MOSCOW — Senegal became the first African team to win at this year’s World Cup, defeating Poland 2-1 Tuesday on a first-half own-goal and a controversial second-half strike by Mbaye Niang.
Senegal, back in the tournament for the first time since 2002, went ahead in the 37th minute when Thiago Cionek’s attempted block of Idrissa Gueye’s shot wrong-footed goalkeeper Wojciech Szczesny, who was picked to start over fellow Arsenal castoff Lukasz Fabianski.
Niang, who had returned to the field from treatment, later beat Szczesny to a backpass and had an open net when he doubled the lead in the 60th.
Grzegorz Krychowiak, whose backpass led to Senegal’s second goal, headed in a free kick in the 86th minute to end Poland’s streak of five straight scoreless World Cup openers.
Both teams’ stars, Senegal’s Sadio Mane and Poland’s Robert Lewandowski, rarely threatened in quiet World Cup debuts.
Senegal is tied for the group lead with Japan, which upset Colombia 2-1 earlier. Senegal will play Japan on Sunday, when Poland meets Colombia.
Egypt, Morocco, Nigeria and Tunisia had been outscored 6-1 as African teams started 0-4.
Poland kept up its track record of dismal World Cup starts. It has four losses and three draws since beating Argentina in 1974.
Senegal President Macky Sall was in the stands to watch his nation’s first World Cup match since 2002, when the team reached the quarterfinals before losing to Turkey.

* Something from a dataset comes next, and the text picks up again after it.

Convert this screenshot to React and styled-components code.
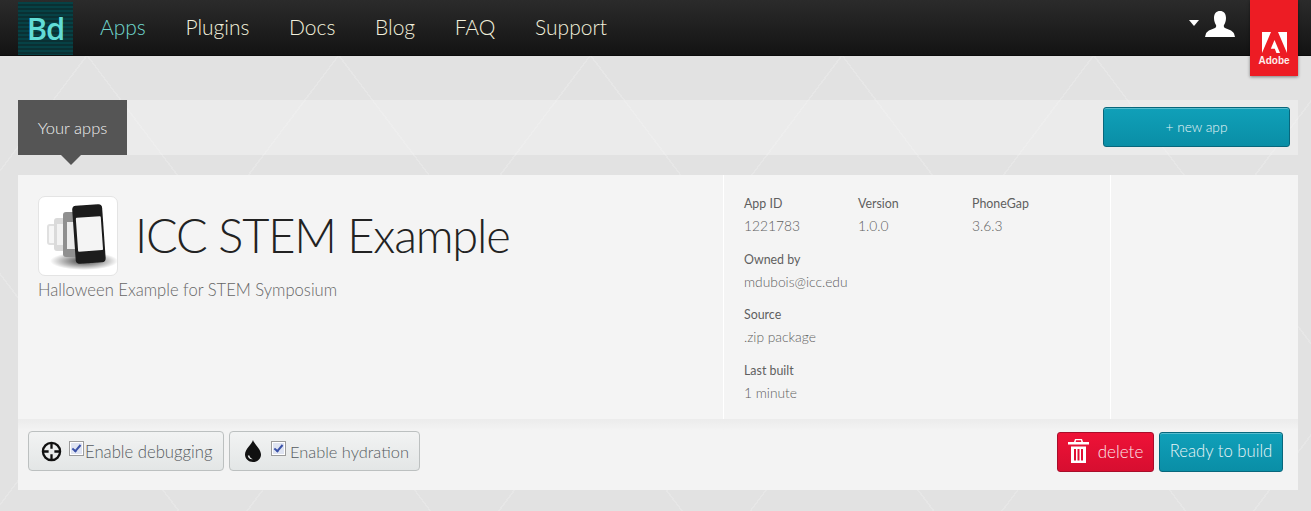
import React from "react";
import styled, { createGlobalStyle } from "styled-components";

const navItems = ["Apps", "Plugins", "Docs", "Blog", "FAQ", "Support"];

const App = () => {
  return (
    <Page>
      <GlobalStyle />
      <Header>
        <Logo>
          <LogoText>Bd</LogoText>
        </Logo>
        <Nav>
          {navItems.map((item, i) => (
            <NavLink key={item} $active={i === 0}>
              {item}
            </NavLink>
          ))}
        </Nav>
        <UserMenu>
          <Caret />
          <svg width="30" height="26" viewBox="0 0 30 26" fill="#fff">
            <path d="M15 0c3.600 0 6 2.600 6 7 0 3-1 5.500-2 7-.5 1 0 2.500 1 3 3 1.500 7 2 9 5.500l1 3.500H0l1-3.500c2-3.500 6-4 9-5.500 1-.5 1.500-2 1-3-1-1.500-2-4-2-7 0-4.400 2.400-7 6-7z" />
          </svg>
        </UserMenu>
        <AdobeBadge>
          <svg width="25" height="21" viewBox="0 0 25 21" fill="#fff">
            <path d="M0 0h9L0 21zM16 0h9v21zM12.500 8l5.500 13h-3.600l-1.600-4.200H8.800z" />
          </svg>
          <AdobeText>Adobe</AdobeText>
        </AdobeBadge>
      </Header>

      <Content>
        <Toolbar>
          <ToolbarTitle>Your apps</ToolbarTitle>
          <NewAppButton>+ new app</NewAppButton>
        </Toolbar>

        <Card>
          <CardMain>
            <AppSummary>
              <TitleRow>
                <AppIcon>
                  <svg width="78" height="78" viewBox="0 0 78 78">
                    <defs>
                      <radialGradient id="iconShadow" cx="50%" cy="50%" r="50%">
                        <stop offset="0%" stopColor="#000" stopOpacity=".75" />
                        <stop offset="100%" stopColor="#000" stopOpacity="0" />
                      </radialGradient>
                      <filter id="iconBlur">
                        <feGaussianBlur stdDeviation="0.7" />
                      </filter>
                    </defs>
                    <ellipse cx="45" cy="64" rx="34" ry="9" fill="url(#iconShadow)" />
                    <g filter="url(#iconBlur)">
                      <rect x="9" y="28" width="14" height="19" rx="2" fill="#f6f6f6" stroke="#e0e0e0" strokeWidth="2" />
                      <rect x="15" y="21" width="22" height="33" rx="3" fill="#dadada" />
                      <rect x="18" y="27" width="8" height="21" fill="#f2f2f2" />
                      <rect x="24" y="15" width="24" height="45" rx="3" fill="#8f8f8f" />
                      <rect x="28" y="25" width="16" height="27" fill="#ececec" />
                      <g transform="rotate(-4 50 38)">
                        <rect x="35" y="8" width="30" height="58" rx="4" fill="#1a1a1a" />
                        <rect x="38" y="20" width="25" height="34" rx="1" fill="#f4f4f4" />
                      </g>
                    </g>
                  </svg>
                </AppIcon>
                <AppTitle>ICC STEM Example</AppTitle>
              </TitleRow>
              <AppDescription>Halloween Example for STEM Symposium</AppDescription>
            </AppSummary>

            <AppMeta>
              <MetaRow>
                <MetaItem $width="114px">
                  <MetaLabel>App ID</MetaLabel>
                  <MetaValue>1221783</MetaValue>
                </MetaItem>
                <MetaItem $width="114px">
                  <MetaLabel>Version</MetaLabel>
                  <MetaValue>1.0.0</MetaValue>
                </MetaItem>
                <MetaItem>
                  <MetaLabel>PhoneGap</MetaLabel>
                  <MetaValue>3.6.3</MetaValue>
                </MetaItem>
              </MetaRow>
              <MetaRow>
                <MetaItem>
                  <MetaLabel>Owned by</MetaLabel>
                  <MetaValue>mdubois@icc.edu</MetaValue>
                </MetaItem>
              </MetaRow>
              <MetaRow>
                <MetaItem>
                  <MetaLabel>Source</MetaLabel>
                  <MetaValue>.zip package</MetaValue>
                </MetaItem>
              </MetaRow>
              <MetaRow>
                <MetaItem>
                  <MetaLabel>Last built</MetaLabel>
                  <MetaValue>1 minute</MetaValue>
                </MetaItem>
              </MetaRow>
            </AppMeta>

            <CardAside />
          </CardMain>

          <CardFooter>
            <ToggleGroup>
              <ToggleButton $width="196px">
                <svg width="21" height="21" viewBox="0 0 22 22" fill="none" stroke="#111">
                  <circle cx="11" cy="11" r="9" strokeWidth="2.400" />
                  <path d="M11 2v6M11 14v6M2 11h6M14 11h6" strokeWidth="2.400" />
                </svg>
                <CheckBox type="checkbox" defaultChecked />
                <ToggleLabel>Enable debugging</ToggleLabel>
              </ToggleButton>
              <ToggleButton $width="191px" $indent="15px">
                <svg width="16" height="22" viewBox="0 0 16 22" fill="#111">
                  <path d="M8 0c1 4 8 9 8 14.500C16 18.800 12.500 22 8 22s-8-3.200-8-7.500C0 9 7 4 8 0z" />
                  <path d="M2.800 15.500c.3 2.500 2.200 4 5 3.700-1.800-.8-3-2-3.400-3.700z" fill="#e8eaea" />
                </svg>
                <CheckBox type="checkbox" defaultChecked $gap />
                <ToggleLabel $gap>Enable hydration</ToggleLabel>
              </ToggleButton>
            </ToggleGroup>
            <ActionGroup>
              <DeleteButton>
                <svg width="21" height="24" viewBox="0 0 21 24" fill="#fff">
                  <path
                    d="M7 0h7l1 3h6v2.500H0V3h6zM8 1.300L7.700 3h5.600L13 1.300zM3 7.500h15V24H3zM6 10v11.500h2V10zM9.500 10v11.500h2V10zM13 10v11.500h2V10z"
                    fillRule="evenodd"
                  />
                </svg>
                delete
              </DeleteButton>
              <BuildButton>Ready to build</BuildButton>
            </ActionGroup>
          </CardFooter>
        </Card>
      </Content>
    </Page>
  );
};

export default App;

const GlobalStyle = createGlobalStyle`
  html, body {
    margin: 0;
    padding: 0;
    height: 100%;
  }

  body {
    font-family: "Lato", "Liberation Sans", sans-serif;
    font-weight: 300;
    overflow: hidden;
  }
`;

const Page = styled.div`
  width: 100%;
  height: 511px;
  overflow: hidden;
  background-color: #e2e2e2;
  background-image:
    repeating-linear-gradient(53deg, transparent 0 142px, rgba(255, 255, 255, 0.16) 142px 143.5px, transparent 143.5px 201px),
    repeating-linear-gradient(-53deg, transparent 0 45px, rgba(255, 255, 255, 0.16) 45px 46.5px, transparent 46.5px 201px);
`;

const Header = styled.header`
  position: relative;
  height: 56px;
  display: flex;
  align-items: center;
  padding-left: 18px;
  box-sizing: border-box;
  background: linear-gradient(#2b2b2b, #131313);
  border-bottom: 1px solid #0c0c0c;
`;

const Logo = styled.div`
  width: 55px;
  height: 53px;
  margin-top: 1px;
  display: flex;
  align-items: center;
  justify-content: center;
  background: repeating-linear-gradient(#064145 0 2px, #0a3033 2px 4px);
`;

const LogoText = styled.span`
  color: #62dcd6;
  font-family: "Open Sans", sans-serif;
  font-size: 31px;
  font-weight: 600;
  letter-spacing: -1px;
`;

const Nav = styled.nav`
  display: flex;
  gap: 39.6px;
  margin: -3px 0 0 27px;
`;

const NavLink = styled.a`
  color: ${(p) => (p.$active ? "#6fd6cd" : "#f2f0dc")};
  font-size: 21px;
  font-weight: 300;
`;

const UserMenu = styled.div`
  margin-left: auto;
  margin-right: 76px;
  margin-top: -7px;
  display: flex;
  align-items: center;
  gap: 6px;
`;

const Caret = styled.span`
  width: 0;
  height: 0;
  margin-top: -3px;
  border-left: 5px solid transparent;
  border-right: 5px solid transparent;
  border-top: 6px solid #fff;
`;

const AdobeBadge = styled.div`
  position: absolute;
  top: 0;
  left: 1250px;
  width: 48px;
  height: 76px;
  padding-top: 32px;
  box-sizing: border-box;
  display: flex;
  flex-direction: column;
  align-items: center;
  background: #ed1c24;
  box-shadow: 0 1px 3px rgba(0, 0, 0, 0.45);
`;

const AdobeText = styled.span`
  color: #fdecec;
  font-family: "Liberation Sans Narrow", "Liberation Sans", sans-serif;
  font-size: 10px;
  font-weight: 700;
  margin-top: 2px;
`;

const Content = styled.main`
  width: 1280px;
  margin-left: 18px;
  padding-top: 44px;
`;

const Toolbar = styled.div`
  height: 55px;
  display: flex;
  align-items: flex-start;
  justify-content: space-between;
  padding-right: 8px;
  box-sizing: border-box;
  background: rgba(255, 255, 255, 0.3);
`;

const ToolbarTitle = styled.div`
  position: relative;
  width: 109px;
  height: 55px;
  display: flex;
  align-items: center;
  justify-content: center;
  color: #f0f0f0;
  font-size: 16.5px;
  background: #555;

  &::after {
    content: "";
    position: absolute;
    left: 43px;
    bottom: -10px;
    border-left: 10px solid transparent;
    border-right: 10px solid transparent;
    border-top: 10px solid #555;
  }
`;

const TealButton = styled.button`
  border: 1px solid #08677c;
  border-radius: 3px;
  color: #e9f5f7;
  font-family: inherit;
  font-weight: 300;
  white-space: nowrap;
  padding: 0 0 2px;
  background: linear-gradient(#10a0b9, #0a8ea6);
  box-shadow: inset 0 1px 0 rgba(255, 255, 255, 0.3);
`;

const NewAppButton = styled(TealButton)`
  width: 187px;
  height: 40px;
  margin-top: 7px;
  font-size: 13.7px;
`;

const Card = styled.section`
  margin-top: 20px;
  background: #f4f4f4;
`;

const CardMain = styled.div`
  height: 245px;
  display: grid;
  grid-template-columns: 705px 388px 1fr;
  border-bottom: 1px solid #ececec;
  box-sizing: border-box;
`;

const AppSummary = styled.div`
  padding: 21px 20px 0;
`;

const TitleRow = styled.div`
  display: flex;
  align-items: center;
  gap: 17px;
`;

const AppIcon = styled.div`
  width: 80px;
  height: 80px;
  box-sizing: border-box;
  border: 1px solid #e4e4e4;
  border-radius: 7px;
  background: #fff;
  overflow: hidden;
`;

const AppTitle = styled.h1`
  margin: -2px 0 0;
  color: #222;
  font-size: 47px;
  font-weight: 300;
  letter-spacing: -1.2px;
`;

const AppDescription = styled.p`
  margin: 4px 0 0;
  color: #666;
  font-size: 16.6px;
  font-weight: 300;
`;

const AppMeta = styled.div`
  padding: 21px 20px 0;
  border-left: 1px solid #fff;
  border-right: 1px solid #fff;
`;

const MetaRow = styled.div`
  display: flex;
  height: 55.5px;
`;

const MetaItem = styled.div`
  width: ${(p) => p.$width || "auto"};
`;

const MetaLabel = styled.div`
  color: #5f5f5f;
  font-size: 12.4px;
  font-weight: 400;
  line-height: 16px;
`;

const MetaValue = styled.div`
  margin-top: 5px;
  color: #5f5f5f;
  font-size: 13.8px;
  line-height: 17px;
`;

const CardAside = styled.div``;

const CardFooter = styled.div`
  height: 70px;
  padding: 12px 15px 0 10px;
  box-sizing: border-box;
  display: flex;
  justify-content: space-between;
  align-items: flex-start;
  background: linear-gradient(#ececec, #f3f3f3 10px);
`;

const ToggleGroup = styled.div`
  display: flex;
  gap: 5px;
  margin-top: -1px;
`;

const ToggleButton = styled.label`
  width: ${(p) => p.$width};
  height: 40px;
  box-sizing: border-box;
  display: flex;
  align-items: center;
  padding-left: ${(p) => p.$indent || "12px"};
  border: 1px solid #bcc0c0;
  border-radius: 4px;
  background: linear-gradient(#f2f3f3, #e3e6e6);
`;

const CheckBox = styled.input`
  appearance: none;
  position: relative;
  width: 15px;
  height: 15px;
  box-sizing: border-box;
  margin: -5px 0 0 ${(p) => (p.$gap ? "10px" : "7px")};
  border: 1px solid #9c9c9c;
  box-shadow: inset 0 0 0 1px #fff;
  background: #dfe4f2;

  &::after {
    content: "";
    position: absolute;
    left: 4px;
    top: 1px;
    width: 3px;
    height: 7px;
    border: solid #3b52a8;
    border-width: 0 2px 2px 0;
    transform: rotate(40deg);
  }
`;

const ToggleLabel = styled.span`
  margin: 1px 0 0 ${(p) => (p.$gap ? "4px" : "1px")};
  color: #555b60;
  font-size: ${(p) => (p.$gap ? "16.4px" : "16.7px")};
`;

const ActionGroup = styled.div`
  display: flex;
  gap: 5px;
`;

const DeleteButton = styled.button`
  width: 97px;
  height: 40px;
  display: flex;
  align-items: center;
  justify-content: center;
  gap: 9px;
  padding: 0 0 2px;
  border: 1px solid #a80d2a;
  border-radius: 3px;
  color: #fbe6ea;
  font-family: inherit;
  font-size: 17px;
  font-weight: 300;
  background: linear-gradient(#ee1237, #d70e30);
`;

const BuildButton = styled(TealButton)`
  width: 124px;
  height: 40px;
  font-size: 16.7px;
`;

Poland returned for the first time since 2006.
Poland fans in red and white were about three-quarters of the crowd, and they chanted and clapped throughout.
Lewandowski topped the Bundesliga in scoring in three of the last five seasons and while he had 16 of Poland’s 28 goals in qualifying, he managed only one goal at the 2012 European Championship and one at Euro 2016.
Senegal took the lead when Niang went around Lukasz Piszczek on the flank following a restart and centred to Mane. The Senegal midfielder passed to Gueye, whose right-footed shot from the arc headed toward Szczesny’s far post. Cionek, near the penalty spot, lifted his right leg and deflected the ball past Szczesny’s other side for the fourth own-goal of the tournament.
Poland shifted to a three-man backline at the start of the second half, and Senegal’s Salif Sane got a yellow in the 49th for tripping Lewandowski from behind as this forward was running onto a through pass. As Poland pushed for an equalizer, Khadim Ndiaye dived to his left to parry Lewandowski’s free kick, and Piszczek put an open shot into the side net in the 56th.
Then came an unusual goal. Niang had been off the field for treatment after Jan Bednarek stomped on a foot. Referee Nawaf Shukralla of Bahrain, a veteran of two World Cup matches in 2014, waved Niang to come back on the field just as Krychowiak lofted a backpass from the centre circle to Szczesny. Niang let it bounce twice, knocked the ball past the goalkeeper then sprinted to catch up as the ball bounced three more times, and he tapped it into the open net from about 8 yards.
Krychowiak scored from a free kick by Kamil Grosicki from about 35 yards, but Ndiaye made the lead hold up when grabbed a corner kick in stoppage time.
Few would have predicted the results in the group, which put both favourites at the bottom. Poland is ranked eighth, and six of the top eight teams in the FIFA rankings have failed to win their openers — Belgium and France are the exceptions.
The match was played at red-and-white Otkritie Arena, the 4-year-old home of Spartak Moscow, where Alexander Rukavishnikov’s 80-foot (25-meter) bronze statue of Spartacus rises high. The Russian club is named after the Thracian gladiator who led a slave rebellion against the Romans.
Poland: Midfielder Jakub Blaszczykowski started limping midway through the first half and his right calf was treated just before the restart that led to the goal. He was replaced by Bednarek at the start of the second half.